Today was a rough one for me. Training in the morning went well and I thought I had a run that would qualify me to finals. Turns out it wasn’t enough and I needed to step in up from a 9 over the transfer to a 12, even though a lot of athletes were doing 9′s. I guess the judges just expect me to do a lot more that others.
I managed to qualify for finals in 2nd position. I was feeling really good going into finals and thought that if I landed my run I would be on the podium. I ended up landing the run I wanted to do and thought I had finally cracked into the ever elusive top 3. Turns out the judges, once again, saw it in a different light and put me in 4th, yet again.
I am not sure what I need to do anymore. I have adjusted and change my skiing to try and accommodate what the judges what to see at events and still I have no luck on getting on the podium. As hard as I try, I feel like there is nothing I can do that the judges seem to like.

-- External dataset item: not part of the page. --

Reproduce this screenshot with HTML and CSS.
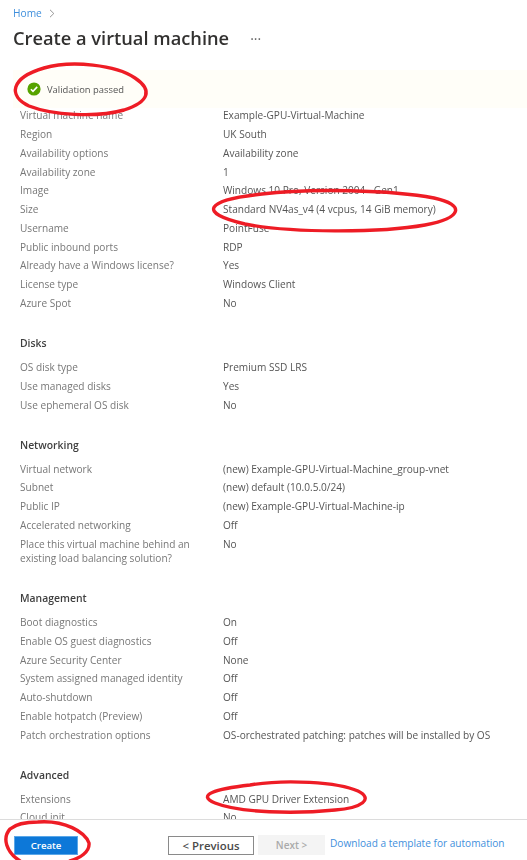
FILE: index.html
```html
<!DOCTYPE html>
<html lang="en">

<head>
  <meta charset="UTF-8" />
  <meta name="viewport" content="width=device-width, initial-scale=1.0" />
  <title>Create a virtual machine</title>
  <link rel="stylesheet" href="styles.css">
</head>

<body>
  <div class="page">

    <!-- Header -->
    <div class="header">
      <nav class="breadcrumb">
        <a href="#">Home</a>
        <svg class="chevron" width="6" height="9" viewBox="0 0 6 9"><path d="M1 .8 4.8 4.5 1 8.2" fill="none" stroke="#8a8a8a" stroke-width=".9"/></svg>
      </nav>
      <div class="title-row">
        <h1>Create a virtual machine</h1>
        <span class="more">&middot;&middot;&middot;</span>
      </div>
    </div>

    <!-- Validation banner -->
    <div class="banner">
      <svg width="14" height="14" viewBox="0 0 14 14"><circle cx="7" cy="7" r="6.6" fill="#57a300"/><path d="M3.9 7.2 6 9.3 10.2 4.9" fill="none" stroke="#fff" stroke-width="1.6"/></svg>
      <span>Validation passed</span>
    </div>

    <!-- Summary -->
    <div class="summary">
      <section class="group first">
        <div class="row"><span>Virtual machine name</span><span>Example-GPU-Virtual-Machine</span></div>
        <div class="row"><span>Region</span><span>UK South</span></div>
        <div class="row"><span>Availability options</span><span>Availability zone</span></div>
        <div class="row"><span>Availability zone</span><span>1</span></div>
        <div class="row"><span>Image</span><span>Windows 10 Pro, Version 2004 - Gen1</span></div>
        <div class="row"><span>Size</span><span>Standard NV4as_v4 (4 vcpus, 14 GiB memory)</span></div>
        <div class="row"><span>Username</span><span>PointFuse</span></div>
        <div class="row"><span>Public inbound ports</span><span>RDP</span></div>
        <div class="row"><span>Already have a Windows license?</span><span>Yes</span></div>
        <div class="row"><span>License type</span><span>Windows Client</span></div>
        <div class="row"><span>Azure Spot</span><span>No</span></div>
      </section>

      <section class="group">
        <h2>Disks</h2>
        <div class="row"><span>OS disk type</span><span>Premium SSD LRS</span></div>
        <div class="row"><span>Use managed disks</span><span>Yes</span></div>
        <div class="row"><span>Use ephemeral OS disk</span><span>No</span></div>
      </section>

      <section class="group">
        <h2>Networking</h2>
        <div class="row"><span>Virtual network</span><span>(new) Example-GPU-Virtual-Machine_group-vnet</span></div>
        <div class="row"><span>Subnet</span><span>(new) default (10.0.5.0/24)</span></div>
        <div class="row"><span>Public IP</span><span>(new) Example-GPU-Virtual-Machine-ip</span></div>
        <div class="row"><span>Accelerated networking</span><span>Off</span></div>
        <div class="row"><span>Place this virtual machine behind an existing load balancing solution?</span><span>No</span></div>
      </section>

      <section class="group">
        <h2>Management</h2>
        <div class="row"><span>Boot diagnostics</span><span>On</span></div>
        <div class="row"><span>Enable OS guest diagnostics</span><span>Off</span></div>
        <div class="row"><span>Azure Security Center</span><span>None</span></div>
        <div class="row"><span>System assigned managed identity</span><span>Off</span></div>
        <div class="row"><span>Auto-shutdown</span><span>Off</span></div>
        <div class="row"><span>Enable hotpatch (Preview)</span><span>Off</span></div>
        <div class="row"><span>Patch orchestration options</span><span>OS-orchestrated patching: patches will be installed by OS</span></div>
      </section>

      <section class="group">
        <h2>Advanced</h2>
        <div class="row"><span>Extensions</span><span>AMD GPU Driver Extension</span></div>
        <div class="row"><span>Cloud init</span><span>No</span></div>
      </section>
    </div>

    <!-- Footer buttons -->
    <div class="footer">
      <button class="btn-create">Create</button>
      <button class="btn-prev">&lt; Previous</button>
      <button class="btn-next">Next &gt;</button>
      <a class="template-link" href="#">Download a template for automation</a>
    </div>

    <!-- Red marker circles drawn on top of the screenshot -->
    <svg class="markup" width="527" height="860" viewBox="0 0 527 860" fill="none" stroke="#ee1c25" stroke-width="3.4" stroke-linecap="round">
      <path d="M44 68C72 60 116 65 135 78 153 90 149 102 124 110 96 118 52 115 29 106 8 96 10 78 44 68Z"/>
      <path d="M262 194C310 188 392 190 434 198 466 205 462 218 425 225 380 233 290 233 245 224 197 213 205 200 262 194Z"/>
      <path d="M250 785C285 779 338 782 358 791 374 799 362 808 335 810 295 814 240 813 215 803 196 795 215 789 250 785Z"/>
      <path d="M38 822C65 820 85 832 89 843 90 852 80 858 70 861M20 861C6 852 2 838 10 829 17 823 28 822 38 822"/>
    </svg>
  </div>
</body>

</html>
```

FILE: styles.css
```css
* {
  margin: 0;
  padding: 0;
  box-sizing: border-box;
}

body {
  font-family: 'Open Sans', sans-serif;
  background: #fff;
  color: #4a4a4a;
  font-size: 10.1px;
}

.page {
  position: relative;
  width: 527px;
  height: 860px;
  display: flex;
  flex-direction: column;
  overflow: hidden;
  filter: blur(0.5px);
}

.header {
  padding: 6px 13px 0;
  height: 70px;
}

.breadcrumb {
  display: flex;
  align-items: center;
  gap: 7px;
  height: 14px;
}

.breadcrumb a {
  color: #3f8fdc;
  font-size: 10.2px;
  text-decoration: none;
}

.title-row {
  display: flex;
  align-items: center;
  gap: 21px;
  margin-top: 5px;
}

h1 {
  font-size: 18.25px;
  font-weight: 600;
  color: #323130;
  line-height: 26px;
}

.more {
  font-size: 14px;
  color: #666;
}

.banner {
  height: 38px;
  margin-left: 13px;
  padding-left: 14px;
  background: #fffef8;
  display: flex;
  align-items: center;
  gap: 6px;
  color: #555;
  font-size: 9.4px;
}

.summary {
  flex: 1;
  overflow: hidden;
  padding: 0 20px;
  min-height: 0;
}

.group {
  margin-top: 21.6px;
}

.group.first {
  margin-top: -2px;
}

h2 {
  font-size: 10.4px;
  font-weight: 600;
  color: #3f3f3f;
  line-height: 18px;
  margin-bottom: 5.6px;
}

.row {
  display: grid;
  grid-template-columns: 203px 1fr;
  line-height: 14.4px;
  padding: 2.2px 0;
}

.row span:first-child {
  color: #777;
  padding-right: 28px;
}

.row span:last-child {
  color: #555;
}

.footer {
  height: 41px;
  border-top: 1px solid #dcdcdc;
  background: #fff;
  display: flex;
  align-items: flex-start;
  padding: 16px 0 0 15px;
}

button {
  font-family: inherit;
  font-size: 9.6px;
  font-weight: 600;
  height: 18px;
  border: 1px solid transparent;
}

.btn-create {
  width: 62px;
  height: 17px;
  margin-top: 1px;
  background: #0d78d8;
  color: #fff;
  outline: 1px solid #5aa7e8;
}

.btn-prev {
  width: 86px;
  height: 19px;
  margin-left: 91px;
  background: #fff;
  border-color: #8a8a8a;
  color: #4a4a4a;
  font-size: 11.4px;
  line-height: 15px;
}

.btn-next {
  width: 67px;
  height: 20px;
  margin-top: -1px;
  margin-left: 4px;
  background: #f4f4f4;
  color: #aaa;
  font-size: 10px;
}

.template-link {
  margin-left: 5px;
  color: #3f8fdc;
  font-size: 10.1px;
  text-decoration: none;
  line-height: 14px;
}

.markup {
  position: absolute;
  top: 0;
  left: 0;
}
```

I would be totally fine with getting 4th, 5th, 6th etc. if I knew myself that there was something in my run that I had stuffed up. But today, I am totally mind blow as to how I was given the score I was given as I feel I did everything to the best of my ability.
Congrats to Joss Christenen, James Woods and Gus Kenworthy for making the cut. You guys skied exceptionally well and did some crazy tricks. I want to be clear hear though, I am not in anyway trying to take anything away from these athletes. I am just trying to figure out how I can be up there on the podium with these guys.
I am glad this is the last event of the season as I am starting to get the feeling that I don’t want to compete. I really need a break from it to collect my thoughts and try and figure out what I can possibly do, if anything, to be in the top 3. Its hard to explain to you how I feel, but to be so close to the podium, yet so far all season, is a pretty hard thing to deal with.
Im not 100% sure if I am doing the big air competition yet as I still have a lot of thoughts going through my head and I am unsure if I want to compete in the event if I am going to get the same feeling I got today. Plus my knee is a little sore from today ;-(
Regardless, I will keep you posted on how Big Air goes and if I decided to do it.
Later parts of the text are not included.